Both the government as well as the Taliban quickly condemned the attack on Khan and vowed to bring his attackers to justice.
The record, however, is that no one has been held responsible for the 16 journalists killed in Pakistan since 2005, leading to charges by peace activists that a culture of impunity pervades the country.
Reporters covering the provinces of Khyber Pakhtunkwa and Balochistan and the Federally Administered Tribal Areas (FATA) are particularly vulnerable and consider it pointless to approach the police — since they appear to be part of the problem rather than the solution.
On Aug. 19, the crew of another private TV channel, Samaa, was stopped by police at a mosque in Peshawar, the scene of a suicide bombing, and beaten up severely.
In a more blatant case of police highhandedness, on Aug. 6, the office of Mashriq, a local Urdu-language daily, was vandalized. On this occasion, however, the government suspended three police officers and ordered an inquiry.
“We are a democratic people and hold journalists in high esteem because they are the eyes and ears of society, and pointing out the wrongdoings of the government is part of their duty,” Mian Iftikhar Hussain, information minister of Khyber Pakhtunkwa, told IPS.
Curiously, Hussain blamed the outlawed Tehreek-e-Taliban Pakistan (TTP) for the attack on the Mashriq office.

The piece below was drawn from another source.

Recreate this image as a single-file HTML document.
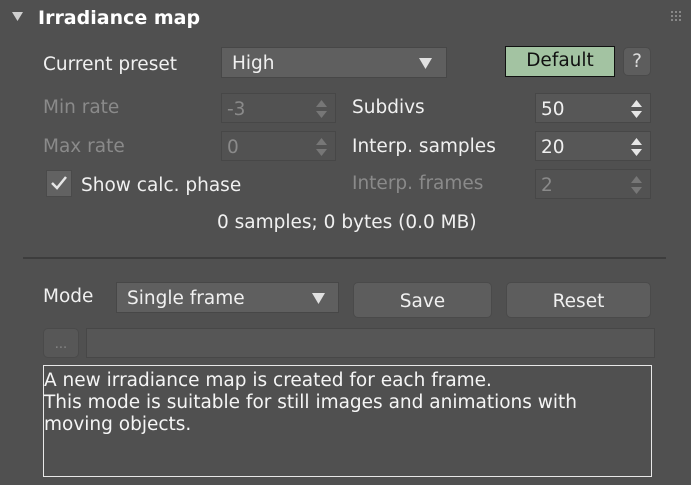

He vowed to have the policemen sacked should the charges against them be proved.
As if on cue the TTP spokesman, Ihsanullah Ihsan, also condemned the attack, saying that it would launch its own investigation and punish the perpetrators.
“We are caught between the Taliban and the army. There is an urgent need to provide safety to journalists,” said Arshad Aziz Malik of the Khyber Union of Journalists at a meeting called to denounce the savaging of Mohmand.
Shamsul Islam Naz, a former secretary of the Pakistan Federal Union of Journalists, told IPS: “The Taliban want the journalists to run news in a way that suits them while the army is forcing them to make reports that favor the forces.”
“Both the army and the Taliban are behind the attacks and killings of journalists. Both want journalists to either stop reporting, or write in their favor,” says Zuhra Yusuf, chairperson of the independent Human Rights Commission of Pakistan (HRCP).
Speaking with IPS over telephone from Lahore, Yusuf said investigations carried out by the HRCP indicated different patterns of attacks in the provinces and areas that border Afghanistan.
“In Balochistan, the state agencies are involved in assassination and abduction of reporters as part of attempts to cover up oppressive tactics against the people,” she said.
“In Swat [a district of Khyber Pakhtunkwa that was subjected to a Pakistani army operation against the Taliban in 2009] the militants are responsible for killing and kidnapping of journalists because they don’t want reports of their atrocities to appear in the media,” she said.
“Since 2009 we have sent two fact-finding missions to Swat and both squarely blamed the Taliban for attacks on journalists,” Yusuf added.
Pakistan’s Interior Minister Rehman Malik has promised bulletproof vests to journalists and said the government is even looking at a plan to provide bulletproof vehicles for the crews of private TV channels.
“We also need to provide training to journalists so they can take care of themselves while covering violence-prone zones,” he told IPS.
Senior editor with Geo TV Hamid Mir says he would go with the idea that journalists should look after themselves. “We have to take our own safety measures, and we can start by creating unity among ourselves.”
Mir said, however, that the last few years have been particularly hard for journalists in the northwest because the government — for all the talk of bulletproof vests and armored vehicles — appeared to be “looking the other way.”
“There is an urgent need for a reaction from the Pakistani authorities,” Reporters Sans Frontieres (RSF), the international body that advocates press freedom, said in a statement following the attack on Mohmand.
“If security measures are not adopted quickly, coverage of the province of Khyber Pakhtunkwa and the neighboring FATA will become impossible for local journalists, who are caught in the crossfire,” the statement said.
In its Press Freedom Index for 2010, RSF ranked Pakistan 151st out of 178 countries and named Pakistan as one of “10 countries where it is not good to be a journalist.”